In our model, evapotranspiration (ET) is limited by potential evapotranspiration (E0) such that ET/P (precipitation) depends on whether the landscape is water-limited (P < E0) or energy-limited (P > E0). This constraint limits the number of possible climate solutions for a given (non-zero) isotope gradient, making it possible to quantify climate from the spatial change in δ18O. It also helps explain why δ18O decreases along a storm track. Overwhelmingly, P > E0 along storm tracks where δ18O decreases (e.g. in tropical monsoon regions and over mountain ranges).

Chamberlain et al., (2014) defined the isotopic hydrostat—the point of aridity where δ18O loses sensitivity to hydroclimate. In our work, we map the hydrostat into Budyko space to show that δ18O is more sensitive to hydroclimate in different landscapes. For each line, a landscape is below the hydrostat (higher δ18O sensitivity) down and to the left, and above the hydrostat (no δ18O sensitivity) up and to the right. This analysis quantifies how δ18O is less sensitive to hydroclimate behind coastal mountain ranges than inland mountain ranges.
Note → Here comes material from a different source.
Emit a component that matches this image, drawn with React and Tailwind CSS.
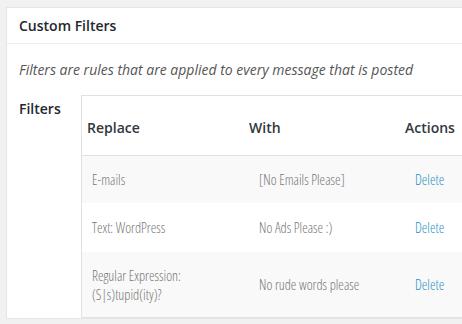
const rows = [
  { replace: ["E-mails"], with: "[No Emails Please]", bg: "bg-[#f9f9f9]", h: "h-[47px]" },
  { replace: ["Text: WordPress"], with: "No Ads Please :)", bg: "bg-white", h: "h-[49px]" },
  {
    replace: ["Regular Expression:", "(S|s)tupid(ity)?"],
    with: "No rude words please",
    bg: "bg-[#f9f9f9]",
    h: "h-[65px]",
  },
];

export default function App() {
  return (
    <div className="h-[324px] w-[462px] overflow-hidden bg-[#f1f1f1] pl-[6px] pt-[7px] font-['Open_Sans',sans-serif]">
      <div className="w-[520px] border border-[#e5e5e5] bg-white">
        <div className="flex h-[36px] items-center border-b border-[#eeeeee] px-3 text-[14px] font-semibold text-[#23282d]">
          Custom Filters
        </div>
        <div className="px-3 pt-[16px]">
          <p className="text-[14px] italic leading-5 text-[#555]">
            Filters are rules that are applied to every message that is posted
          </p>
          <div className="mt-[15px] flex">
            <div className="w-[62px] shrink-0 pt-[3px] text-[14px] font-semibold text-[#23282d]">Filters</div>
            <div className="w-[430px] border border-[#e1e1e1]">
              <div className="grid h-[60px] grid-cols-[162px_156px_1fr] items-center border-b border-[#e1e1e1] text-[14px] font-semibold text-[#32373c]">
                <div className="pl-[5px] pt-[3px]">Replace</div>
                <div className="pl-[5px] pt-[3px]">With</div>
                <div className="pl-[5px] pt-[3px]">Actions</div>
              </div>
              {rows.map((r, i) => (
                <div
                  key={i}
                  className={`grid grid-cols-[162px_156px_1fr] items-center text-[14px] font-light leading-[19px] text-[#777] [font-stretch:75%] ${r.bg} ${r.h}`}
                >
                  <div className="pl-[10px]">
                    {r.replace.map((t) => (
                      <div key={t}>{t}</div>
                    ))}
                  </div>
                  <div className="pl-[15px]">{r.with}</div>
                  <div className="pl-[15px] text-[#2e8fc2]">Delete</div>
                </div>
              ))}
            </div>
          </div>
        </div>
      </div>
    </div>
  );
}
We simulate three temperature-dependent processes that affect precipitation δ18O along a mountainous storm track. (1) Vapor content usually increases faster than precipitation with warming (“hydroclimate effect” in figure); (2) Higher temperatures decrease isotope fractionation over mountains (“orographic effect”); (3) Warming increases the initial δ18O of an air-mass (“temperature effect”). Because each process affects a different part of the storm track, the overall change in δ18O with temperature varies over space.

The model has been mostly applied to oxygen isotope gradients between speleothem (cave calcite) sites. Oxygen isotopes in speleothems can resolve relatively small signals in δ18O (often less than 1‰) so climate trends are easier to identify and simulate. For example, I applied the model to quantify past Amazon rainfall using the δ18O gradient (Kukla et al., 2021). Others used it to test for consistency between GCM results and a spatial gradient in speleothem δ18O in the Middle East (Carolin et al., 2019), and test the role of topography in precipitation δ18O over Vietnam (Wolf et al., 2020).